Она казалась себе взрослой, строгой в теплушках, загроможденных скарбом и нарами и провонявших карболкой, хлорной известью, махрой. Пресекающим тоном учительницы она приструнивала того, кто, поедая ее снедь, жадничал или пытался что-нибудь припрятать.
Однажды в последнем вагоне эшелона она увидела бритоголового пацанчика лет двух. Он сидел на полу; из глаз сыпались слезы; между всхлипами, колебавшими его тоненькое тельце, он повторял:
— Ябли-и-чко.
Над мальчиком недвижно стояла старуха.
— Где они, яблоки-то, на Урале, да еще в июле месяце? Под колеса, что ли, лечь? Замолчи.
Старуха почувствовала взгляд Нади, обрадованно посмотрела на нее, подумала, вероятно, что можно располагать на помощь этой девочки с медным обручем на голове.
— Внучонок Игорек. Родителей фугаской в Днепропетровске положило. Маковой росинки не берет целый день в рот, все яблок просит.
Старуха остервенело замахнулась, но не ударила Игорька: вдруг сникла, зарыдала, светлые струйки извивались по морщинам.
Надя побежала на железнодорожный базарчик.
Прилавки тянулись вдоль изгороди привокзального сада. Из крон высоченных тополей, ушлепанных хворостяными гнездами, взметывались вихри беспечного грая грачей. Хорошо птицам! На поездах не нужно ездить — крылья, всякого корма кругом вдосталь — клюй до отвала, буря — хоронись на любом чердаке.

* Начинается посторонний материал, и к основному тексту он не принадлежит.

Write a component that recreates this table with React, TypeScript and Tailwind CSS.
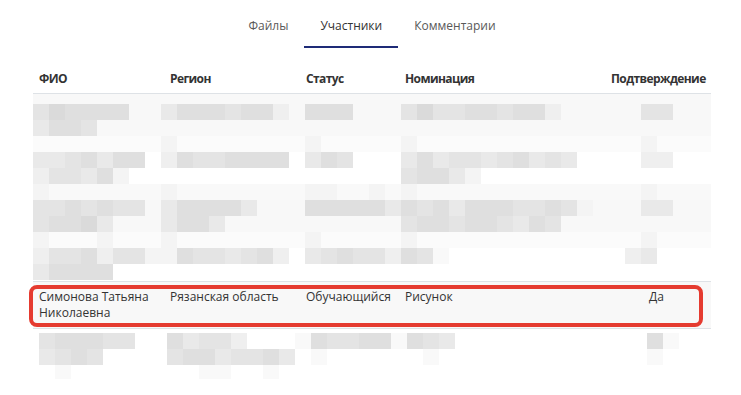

Она уже отчаялась найти яблоки (все зелень продавали), когда заметила в последнем ряду старика, который раскладывал кучками продолговатые, с пятнами багрянца яблоки.
На старике была древняя фуражка. Синий околыш выцвел до цвета окислившейся меди. В лаковом козырьке сквозила трещина. Лицо отливало коричневым загаром.
— Дедушка, дай один. Сиротке, он совсем махонький. Из эшелона ивакуироваиных. Ревет и ревет. Яблок хочет.
— Два рубля.
— Нету.
— Значит и у меня нету.
— Сколько за кошелку дашь?
— Тащи новую, возьмешь кучку.
— Новой нету. Может, на чайник сменяем?
— Сменяем, мать примчится, отберет. Проходи дальше.
— А как же сиротка?
— Сирот много теперь. Всем подавать, очистишься чище хрусталя. Не толпись. Покупателям мешаешь.
Он растопырил ладони над холмиками ранета. Пальцы гладки, на безымянном кольцо, ногти выпуклы, розоваты. Глаза сторожат Надин взгляд.
Тем, что побоялся, как бы Надя не схватила яблоко, он натолкнул ее на решительную мысль.
— Дедушка, вам в карман лезут.
— Пускай лезут.
Не проведешь хрыча. Закрыл яблоки полами пиджака.
Она нырнула под прилавок, выхватила из корзины яблоко. Удрать не удалось: поймал старик за волосы. Медный обруч укатился куда-то под прилавок.
Перегибаясь через ряд, он скатил плоды наземь и завопил:
— Разбой! Помогите, помогите!
Между прилавками появился железнодорожный милиционер. Он шел, твердо топая толстоикрыми ногами. Взахлеб звенели шпоры. Голенище шаркало по ножнам шашки.